そのような悠長なやり取りが許されず、やや息苦しく感じる場面が増えてきました。何度も繰り返しますが、本来なら「分かる」ことをゴールにしつつも個々の場面では丁寧に「分からない」を積み上げたほうがよほどコミュニケーションやチームワークが機能するのに、瞬時に「分かる」ことばかりが優先的に目指される部下指導の場面に、何度も立ち会ってきました。仕事の場面だけでなく、「分かったか?」「はい、わかりました」で終わってしまう、そんな「閉じた」話法が、家庭での夫婦の会話、親子の会話でも増えています。気楽に「分からない」と言って判断留保することを一瞬たりとも許さない雰囲気が、いろんな場所に充満しています。

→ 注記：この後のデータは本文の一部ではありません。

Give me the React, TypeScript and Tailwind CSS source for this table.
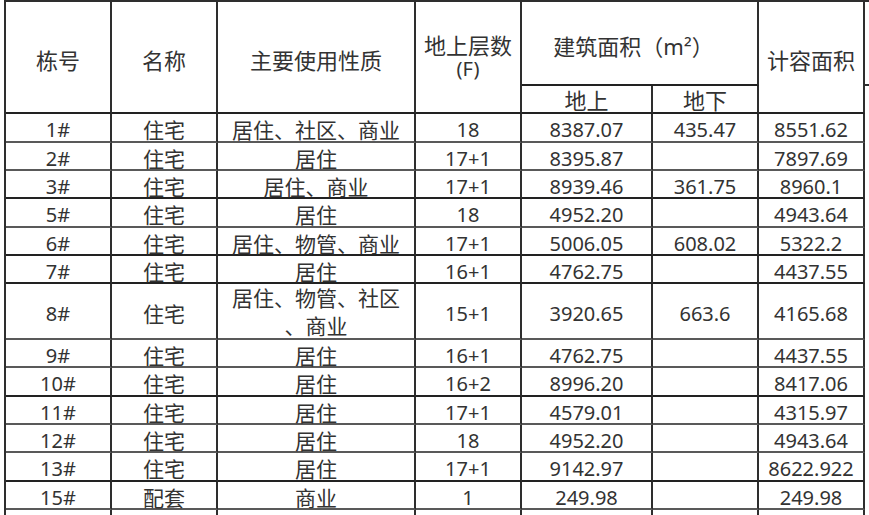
import React from "react";

type Row = {
  id: string;
  name: string;
  use: string[];
  f: string;
  up: string;
  down: string;
  far: string;
  h: string;
  b: string;
};

const THIN = "border-b-2 border-b-[#595959]";
const THICK = "border-b-2 border-b-[#222222]";

const rows: Row[] = [
  { id: "1#", name: "住宅", use: ["居住、社区、商业"], f: "18", up: "8387.07", down: "435.47", far: "8551.62", h: "h-[29px]", b: THIN },
  { id: "2#", name: "住宅", use: ["居住"], f: "17+1", up: "8395.87", down: "", far: "7897.69", h: "h-[28px]", b: THIN },
  { id: "3#", name: "住宅", use: ["居住、商业"], f: "17+1", up: "8939.46", down: "361.75", far: "8960.1", h: "h-[28px]", b: THICK },
  { id: "5#", name: "住宅", use: ["居住"], f: "18", up: "4952.20", down: "", far: "4943.64", h: "h-[29px]", b: THIN },
  { id: "6#", name: "住宅", use: ["居住、物管、商业"], f: "17+1", up: "5006.05", down: "608.02", far: "5322.2", h: "h-[28px]", b: THICK },
  { id: "7#", name: "住宅", use: ["居住"], f: "16+1", up: "4762.75", down: "", far: "4437.55", h: "h-[28px]", b: THICK },
  { id: "8#", name: "住宅", use: ["居住、物管、社区", "、商业"], f: "15+1", up: "3920.65", down: "663.6", far: "4165.68", h: "h-[56px]", b: THIN },
  { id: "9#", name: "住宅", use: ["居住"], f: "16+1", up: "4762.75", down: "", far: "4437.55", h: "h-[28px]", b: THIN },
  { id: "10#", name: "住宅", use: ["居住"], f: "16+2", up: "8996.20", down: "", far: "8417.06", h: "h-[29px]", b: THICK },
  { id: "11#", name: "住宅", use: ["居住"], f: "17+1", up: "4579.01", down: "", far: "4315.97", h: "h-[28px]", b: THIN },
  { id: "12#", name: "住宅", use: ["居住"], f: "18", up: "4952.20", down: "", far: "4943.64", h: "h-[28px]", b: THIN },
  { id: "13#", name: "住宅", use: ["居住"], f: "17+1", up: "9142.97", down: "", far: "8622.922", h: "h-[29px]", b: THICK },
  { id: "15#", name: "配套", use: ["商业"], f: "1", up: "249.98", down: "", far: "249.98", h: "h-[28px]", b: THIN },
];

const VR = "border-r-2 border-r-[#2e2e2e]";

function Cell({ w, b, cn, children }: { w: string; b: string; cn?: boolean; children?: React.ReactNode }) {
  return (
    <div
      className={`flex h-full shrink-0 items-center justify-center pt-[5px] leading-[20px] ${w} ${VR} ${b} ${
        cn ? "text-[21px]" : "text-[20px]"
      }`}
    >
      {children}
    </div>
  );
}

export default function App() {
  return (
    <div className="h-[515px] w-[869px] overflow-hidden bg-white pl-[4px] font-[family-name:'Noto_Sans','Noto_Sans_CJK_SC',sans-serif] text-[#333333]">
      <div className="flex flex-col border-l-2 border-t-2 border-l-[#2e2e2e] border-t-[#2e2e2e]">
        {/* header */}
        <div className="flex h-[112px] text-[22px]">
          <div className={`flex w-[106px] shrink-0 items-center justify-center pt-[5px] leading-[22px] ${VR} ${THICK}`}>栋号</div>
          <div className={`flex w-[106px] shrink-0 items-center justify-center pt-[5px] leading-[22px] ${VR} ${THICK}`}>名称</div>
          <div className={`flex w-[198px] shrink-0 items-center justify-center pt-[5px] leading-[22px] ${VR} ${THICK}`}>主要使用性质</div>
          <div className={`flex w-[106px] shrink-0 flex-col items-center justify-center leading-[23px] ${VR} ${THICK}`}>
            <span>地上层数</span>
            <span className="text-[20px]">(F)</span>
          </div>
          <div className="flex w-[237px] shrink-0 flex-col">
            <div className={`flex h-[84px] items-center justify-center pr-[12px] pt-[6px] leading-[22px] ${VR} ${THICK}`}>
              建筑面积（m²）
            </div>
            <div className="flex h-[28px]">
              <div className={`flex w-[131px] shrink-0 items-center justify-center pt-[2px] leading-[22px] ${VR} ${THICK}`}>地上</div>
              <div className={`flex w-[106px] shrink-0 items-center justify-center pt-[2px] leading-[22px] ${VR} ${THICK}`}>地下</div>
            </div>
          </div>
          <div className={`flex w-[106px] shrink-0 items-center justify-center pt-[6px] leading-[22px] ${VR} ${THICK}`}>计容面积</div>
          <div className="flex flex-1 flex-col">
            <div className="h-[84px] border-b-2 border-b-[#2e2e2e]" />
          </div>
        </div>

        {/* body */}
        {rows.map((r) => (
          <div key={r.id} className={`flex ${r.h}`}>
            <Cell w="w-[106px]" b={r.b}>{r.id}</Cell>
            <Cell w="w-[106px]" b={r.b} cn>{r.name}</Cell>
            <div
              className={`flex h-full w-[198px] shrink-0 flex-col items-center justify-center text-[21px] ${VR} ${r.b} ${
                r.use.length > 1 ? "pt-[1px] leading-[28px]" : "pt-[5px] leading-[20px]"
              }`}
            >
              {r.use.map((u) => (
                <span key={u}>{u}</span>
              ))}
            </div>
            <Cell w="w-[106px]" b={r.b}>{r.f}</Cell>
            <Cell w="w-[131px]" b={r.b}>{r.up}</Cell>
            <Cell w="w-[106px]" b={r.b}>{r.down}</Cell>
            <Cell w="w-[106px]" b={r.b}>{r.far}</Cell>
            <div className="flex-1" />
          </div>
        ))}

        {/* partial last row */}
        <div className="flex h-[40px]">
          <div className={`h-full w-[106px] shrink-0 ${VR}`} />
          <div className={`h-full w-[106px] shrink-0 ${VR}`} />
          <div className={`flex h-full w-[198px] shrink-0 justify-center pt-[2px] text-[21px] leading-[28px] ${VR}`}>
            居住、物管、社区
          </div>
          <div className={`h-full w-[106px] shrink-0 ${VR}`} />
          <div className={`h-full w-[131px] shrink-0 ${VR}`} />
          <div className={`h-full w-[106px] shrink-0 ${VR}`} />
          <div className={`h-full w-[106px] shrink-0 ${VR}`} />
          <div className="flex-1" />
        </div>
      </div>
    </div>
  );
}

自分の経験を振り返ってみても、「分からない」、つまり価値を断定しないことによって損をしたことと得をしたことを比べてみると、圧倒的に後者のほうが多かった。たとえば、「分からない」は「あきらめない」「見切らない」に通じますから、人間関係を築き上げることができ、そうやって関係を作り上げた人たちには幾度も助けられてきました。一見双方向には見えないコミュニケーション手段であるところの、ものを書く場面でも同様です。「これでは分からないだろうな」とか「どうも自分の言いたいことをきちんと伝える言葉が分からない」という隔靴掻痒感のおかげで、「もっと練り直そう」という改善意欲が生まれてくるのです。さらには、「分かった」ような断定的な物謂いをする人に近づくと危険だという推察能力もずいぶん磨かれてきました。ことほどさように、「分からない」は学習意欲の源泉となり、人間関係の基礎となり、仕事における成長実感の基盤となり、自尊心の基盤にもなる。「分からない」は良いことずくめなんです。そういえば、橋本 治も「わからない」がすぐれた「方法」であることを述べていました。卓見です。